Second and final goat had her kid today. I was sure she would have at least twins but she just had one teeny doeling. Oh well, rather have one lovely doeling than two bucklings any day.












Fat little goat man is growing a beard already 




The sheepies are growing like weeds. Still have 4 more left to lamb.

Juniper and Primrose




Jazz's ewe lamb, Bramble




And the ram lamb, Bracken.


----------



## Bridgemoof (Apr 19, 2013)

Beautiful, all of them!!!!  Thanks for posting the pics, so cute.


----------



## Roving Jacobs (Apr 26, 2013)

My first non-spotty lamb! He's a big white Romeldale.




Flirt had him before breakfast and tried to hide him behind a pole but I saw those giant ears and new it wasn't a Jacob.




I was hoping for some color but as long as he's healthy I don't mind that he's white.




Love those ears!


----------



## Bridgemoof (Apr 26, 2013)

Adorable!
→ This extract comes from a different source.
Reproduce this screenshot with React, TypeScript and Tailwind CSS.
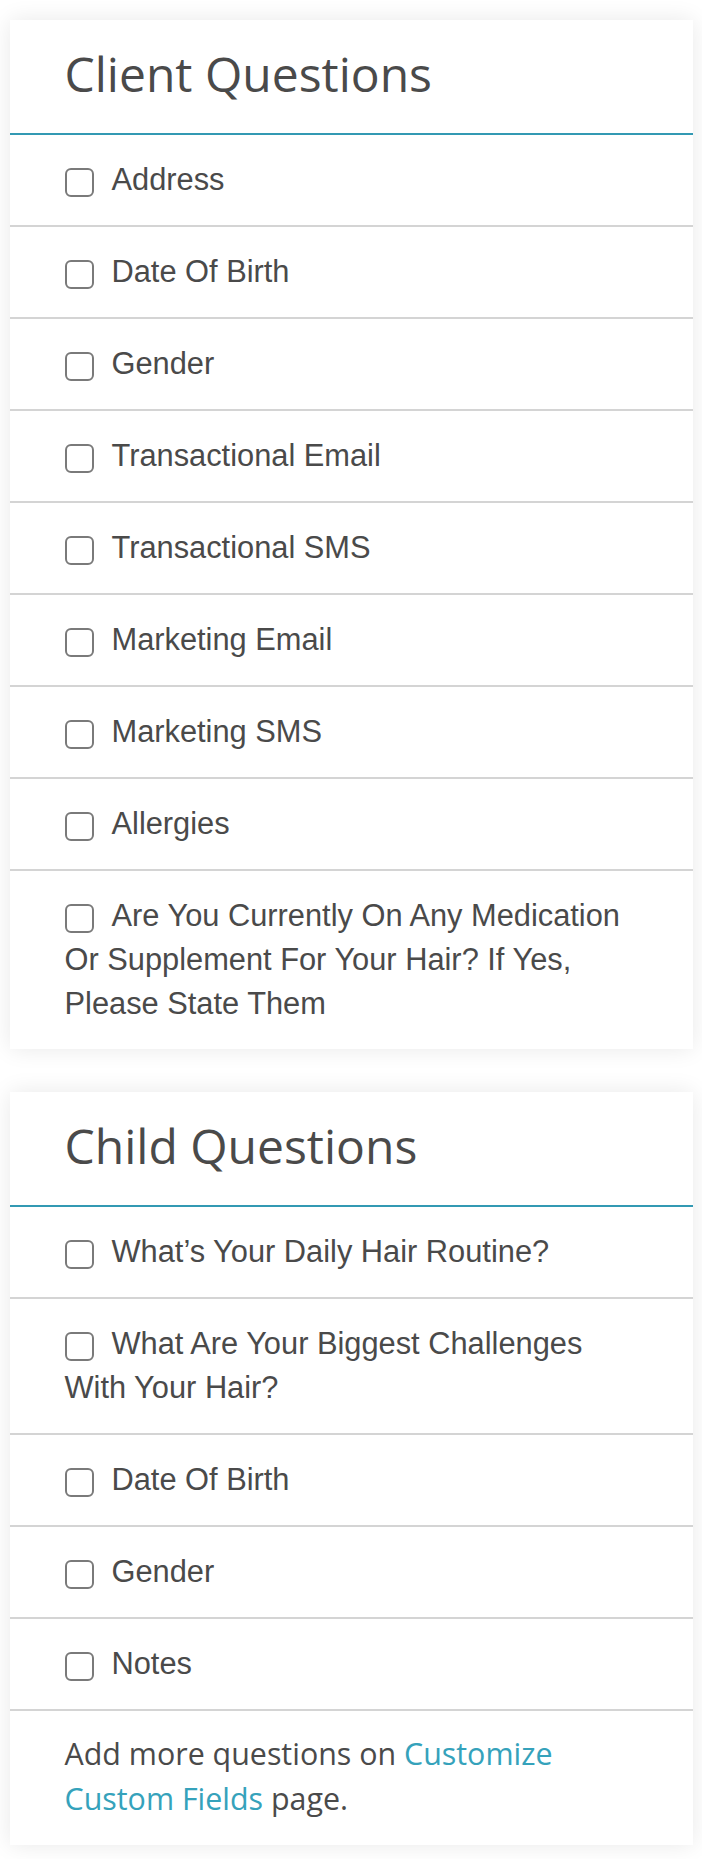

Here come the white woolies! It's fun to have some white wool to play with for variety.  Are the Cormos bred, too?


----------



## Roving Jacobs (Apr 26, 2013)

Bridgemoof said:
			
		

> Adorable! Here come the white woolies! It's fun to have some white wool to play with for variety.  Are the Cormos bred, too?


One of them is and has looked like she was moments away from giving birth for the last month. The other one doesn't look like she took. I really should have crutched her before putting her in with the ram, I'm not sure Al could tell which end was which! I'm thinking of putting her back in with the ram now that she's sheared for late fall lambs but I have a wedding to work around this fall.

I'm down to just the cormo, the other romeldale, and one more jacob and I'll be done lambing for the season!


----------



## Roving Jacobs (Apr 27, 2013)

Eleanor, the other romeldale, decided she didn't want to be left out and had her lamb this morning. 




She heard we're a fan of spots around here.




He is a massive 14.5 lb ram. Grey badgerface with spots and brown stripes on his legs.




Legs that long are really challenging to figure out.




Got it! I love his little black pants.




Just in time for the open house/shearing festival we're having today! Good job El.


----------



## Bridgemoof (Apr 27, 2013)

Congratulations! That's funny he decided to be a spotty! He's got a LOt of color, too bad he's a he.


----------



## bonbean01 (Apr 27, 2013)




----------



## Southern by choice (Apr 27, 2013)

When shall I expect Primrose... you do ship right?


----------



## Roving Jacobs (Apr 29, 2013)

Southern by choice said:
			
		

> When shall I expect Primrose... you do ship right?


I don't know, little Primrose is pretty perfect and adorable. I think she's probably staying right here.

She's grown out of her baby lamb pajamas into soft fluffy wool.




The other two are still working on it. The little boy is definitely 4 horned, I'm not sure about the girls yet.




The white romeldale boy is so cute! Those ears are just the best.




The spotted CVM one is fantastic too though.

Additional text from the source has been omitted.